Set all the material down again unchanged, without the pictures.
"""
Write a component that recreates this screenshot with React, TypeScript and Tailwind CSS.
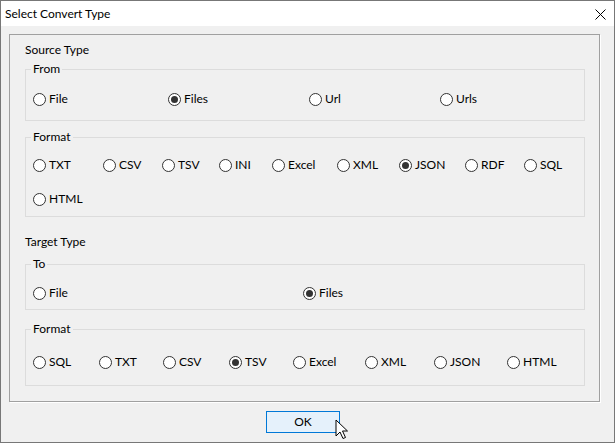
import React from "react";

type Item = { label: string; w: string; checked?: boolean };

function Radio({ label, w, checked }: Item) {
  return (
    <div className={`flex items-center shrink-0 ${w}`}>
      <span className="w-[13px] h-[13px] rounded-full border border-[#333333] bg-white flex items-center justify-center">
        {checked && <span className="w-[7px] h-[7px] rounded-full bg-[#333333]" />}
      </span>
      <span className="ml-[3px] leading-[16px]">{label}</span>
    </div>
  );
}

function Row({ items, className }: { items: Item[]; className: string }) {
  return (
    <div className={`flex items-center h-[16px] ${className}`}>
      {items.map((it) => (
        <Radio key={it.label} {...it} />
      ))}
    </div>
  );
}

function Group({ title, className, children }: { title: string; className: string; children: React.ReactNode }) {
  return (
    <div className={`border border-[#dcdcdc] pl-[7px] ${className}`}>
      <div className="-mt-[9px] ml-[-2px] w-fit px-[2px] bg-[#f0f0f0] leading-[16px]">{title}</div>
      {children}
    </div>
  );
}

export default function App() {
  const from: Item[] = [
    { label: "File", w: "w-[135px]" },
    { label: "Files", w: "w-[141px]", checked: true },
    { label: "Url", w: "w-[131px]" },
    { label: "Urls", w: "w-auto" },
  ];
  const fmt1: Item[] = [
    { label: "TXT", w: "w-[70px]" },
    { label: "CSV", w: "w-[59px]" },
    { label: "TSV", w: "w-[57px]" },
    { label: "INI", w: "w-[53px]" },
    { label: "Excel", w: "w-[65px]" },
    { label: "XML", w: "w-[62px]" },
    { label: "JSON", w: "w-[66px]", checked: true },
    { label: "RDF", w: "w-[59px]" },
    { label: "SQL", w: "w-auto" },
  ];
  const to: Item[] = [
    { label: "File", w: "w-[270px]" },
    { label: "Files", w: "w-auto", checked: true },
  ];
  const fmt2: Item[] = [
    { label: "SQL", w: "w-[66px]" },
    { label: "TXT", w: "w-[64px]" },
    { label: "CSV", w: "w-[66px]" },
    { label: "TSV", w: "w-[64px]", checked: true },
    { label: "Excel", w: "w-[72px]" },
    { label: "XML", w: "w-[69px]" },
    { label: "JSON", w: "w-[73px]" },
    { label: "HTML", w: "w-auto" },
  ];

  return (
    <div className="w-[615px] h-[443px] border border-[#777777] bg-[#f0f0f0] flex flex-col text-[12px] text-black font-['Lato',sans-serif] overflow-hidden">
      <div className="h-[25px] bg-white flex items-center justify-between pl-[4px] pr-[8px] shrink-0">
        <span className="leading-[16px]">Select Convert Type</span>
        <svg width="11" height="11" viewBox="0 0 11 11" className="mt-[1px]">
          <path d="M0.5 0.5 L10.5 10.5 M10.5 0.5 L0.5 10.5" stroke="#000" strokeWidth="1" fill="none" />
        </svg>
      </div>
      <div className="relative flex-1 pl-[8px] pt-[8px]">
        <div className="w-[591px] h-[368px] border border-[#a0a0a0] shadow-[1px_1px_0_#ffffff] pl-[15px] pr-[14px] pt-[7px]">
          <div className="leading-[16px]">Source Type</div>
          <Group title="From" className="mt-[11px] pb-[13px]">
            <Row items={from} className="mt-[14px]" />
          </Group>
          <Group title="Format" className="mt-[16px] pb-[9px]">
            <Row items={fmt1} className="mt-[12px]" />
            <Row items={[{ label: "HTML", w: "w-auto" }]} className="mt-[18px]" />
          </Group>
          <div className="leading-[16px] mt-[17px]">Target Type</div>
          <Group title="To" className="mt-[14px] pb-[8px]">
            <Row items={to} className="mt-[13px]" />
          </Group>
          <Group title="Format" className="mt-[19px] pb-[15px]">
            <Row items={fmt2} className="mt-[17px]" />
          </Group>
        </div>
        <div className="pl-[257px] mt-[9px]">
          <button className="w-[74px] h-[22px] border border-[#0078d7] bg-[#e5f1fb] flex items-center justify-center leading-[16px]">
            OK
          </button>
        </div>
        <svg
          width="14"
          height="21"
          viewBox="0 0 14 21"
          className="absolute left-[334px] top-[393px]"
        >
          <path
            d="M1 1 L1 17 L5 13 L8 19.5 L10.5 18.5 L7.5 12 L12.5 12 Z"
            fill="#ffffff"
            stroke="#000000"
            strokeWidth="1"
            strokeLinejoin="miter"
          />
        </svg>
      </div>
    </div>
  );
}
"""
(Answer to this exercise):
Write a component that recreates this screenshot with React, TypeScript and Tailwind CSS.
import React from "react";

type Item = { label: string; w: string; checked?: boolean };

function Radio({ label, w, checked }: Item) {
  return (
    <div className={`flex items-center shrink-0 ${w}`}>
      <span className="w-[13px] h-[13px] rounded-full border border-[#333333] bg-white flex items-center justify-center">
        {checked && <span className="w-[7px] h-[7px] rounded-full bg-[#333333]" />}
      </span>
      <span className="ml-[3px] leading-[16px]">{label}</span>
    </div>
  );
}

function Row({ items, className }: { items: Item[]; className: string }) {
  return (
    <div className={`flex items-center h-[16px] ${className}`}>
      {items.map((it) => (
        <Radio key={it.label} {...it} />
      ))}
    </div>
  );
}

function Group({ title, className, children }: { title: string; className: string; children: React.ReactNode }) {
  return (
    <div className={`border border-[#dcdcdc] pl-[7px] ${className}`}>
      <div className="-mt-[9px] ml-[-2px] w-fit px-[2px] bg-[#f0f0f0] leading-[16px]">{title}</div>
      {children}
    </div>
  );
}

export default function App() {
  const from: Item[] = [
    { label: "File", w: "w-[135px]" },
    { label: "Files", w: "w-[141px]", checked: true },
    { label: "Url", w: "w-[131px]" },
    { label: "Urls", w: "w-auto" },
  ];
  const fmt1: Item[] = [
    { label: "TXT", w: "w-[70px]" },
    { label: "CSV", w: "w-[59px]" },
    { label: "TSV", w: "w-[57px]" },
    { label: "INI", w: "w-[53px]" },
    { label: "Excel", w: "w-[65px]" },
    { label: "XML", w: "w-[62px]" },
    { label: "JSON", w: "w-[66px]", checked: true },
    { label: "RDF", w: "w-[59px]" },
    { label: "SQL", w: "w-auto" },
  ];
  const to: Item[] = [
    { label: "File", w: "w-[270px]" },
    { label: "Files", w: "w-auto", checked: true },
  ];
  const fmt2: Item[] = [
    { label: "SQL", w: "w-[66px]" },
    { label: "TXT", w: "w-[64px]" },
    { label: "CSV", w: "w-[66px]" },
    { label: "TSV", w: "w-[64px]", checked: true },
    { label: "Excel", w: "w-[72px]" },
    { label: "XML", w: "w-[69px]" },
    { label: "JSON", w: "w-[73px]" },
    { label: "HTML", w: "w-auto" },
  ];

  return (
    <div className="w-[615px] h-[443px] border border-[#777777] bg-[#f0f0f0] flex flex-col text-[12px] text-black font-['Lato',sans-serif] overflow-hidden">
      <div className="h-[25px] bg-white flex items-center justify-between pl-[4px] pr-[8px] shrink-0">
        <span className="leading-[16px]">Select Convert Type</span>
        <svg width="11" height="11" viewBox="0 0 11 11" className="mt-[1px]">
          <path d="M0.5 0.5 L10.5 10.5 M10.5 0.5 L0.5 10.5" stroke="#000" strokeWidth="1" fill="none" />
        </svg>
      </div>
      <div className="relative flex-1 pl-[8px] pt-[8px]">
        <div className="w-[591px] h-[368px] border border-[#a0a0a0] shadow-[1px_1px_0_#ffffff] pl-[15px] pr-[14px] pt-[7px]">
          <div className="leading-[16px]">Source Type</div>
          <Group title="From" className="mt-[11px] pb-[13px]">
            <Row items={from} className="mt-[14px]" />
          </Group>
          <Group title="Format" className="mt-[16px] pb-[9px]">
            <Row items={fmt1} className="mt-[12px]" />
            <Row items={[{ label: "HTML", w: "w-auto" }]} className="mt-[18px]" />
          </Group>
          <div className="leading-[16px] mt-[17px]">Target Type</div>
          <Group title="To" className="mt-[14px] pb-[8px]">
            <Row items={to} className="mt-[13px]" />
          </Group>
          <Group title="Format" className="mt-[19px] pb-[15px]">
            <Row items={fmt2} className="mt-[17px]" />
          </Group>
        </div>
        <div className="pl-[257px] mt-[9px]">
          <button className="w-[74px] h-[22px] border border-[#0078d7] bg-[#e5f1fb] flex items-center justify-center leading-[16px]">
            OK
          </button>
        </div>
        <svg
          width="14"
          height="21"
          viewBox="0 0 14 21"
          className="absolute left-[334px] top-[393px]"
        >
          <path
            d="M1 1 L1 17 L5 13 L8 19.5 L10.5 18.5 L7.5 12 L12.5 12 Z"
            fill="#ffffff"
            stroke="#000000"
            strokeWidth="1"
            strokeLinejoin="miter"
          />
        </svg>
      </div>
    </div>
  );
}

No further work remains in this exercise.